Skandia is warning that applying customer-agreed remuneration to pensions could result in an unauthorised payment and has called for clarification from the Revenue and the FSA.

The company says any fees for advice that are deducted from a pension contract must not result in any tax consequences for the policyholder.

It says an unintended consequence of CAR could mean that charges paid from the client’s pension fund could be classed as an unauthorised payment which would attract a tax penalty.

Skandia says the new rules must be drafted so that any payment from a pension contract to a third party in lieu of services rendered in delivering financial advice should not create an unauthorised payment.

The provider also says the FSA must ensure that CAR is VAT-exempt, regardless of whether the adviser is paid via a straight fee, a fee deduction or commission from the product.

Skandia strategy director Michelle Cracknell says it is important that CAR is introduced and applied in a simple way without confusion and inconsistency.

She says: “There should be encouragement for those seeking advice and saving for their retirement.

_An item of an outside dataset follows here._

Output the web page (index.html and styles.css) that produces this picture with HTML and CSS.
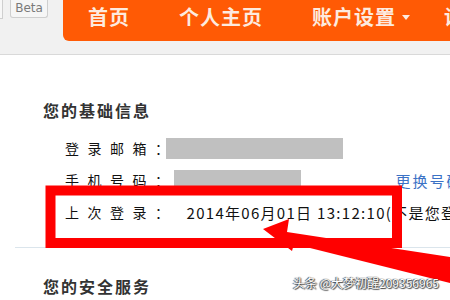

Hence, it should be possible to pay for advice from a pension contract without attracting any tax penalties.”

Hargreaves Lansdown head of pension research Tom McPhail says he believes the Government will ensure that CAR payments will not be classed as unauthorised payments.

McPhail says: “The Treasury is fairly relaxed about commission, so I suspect it will be fairly relaxed about CAR. I do think there should be consistency in regard to VAT under CAR, irrespective of how the adviser is paid.”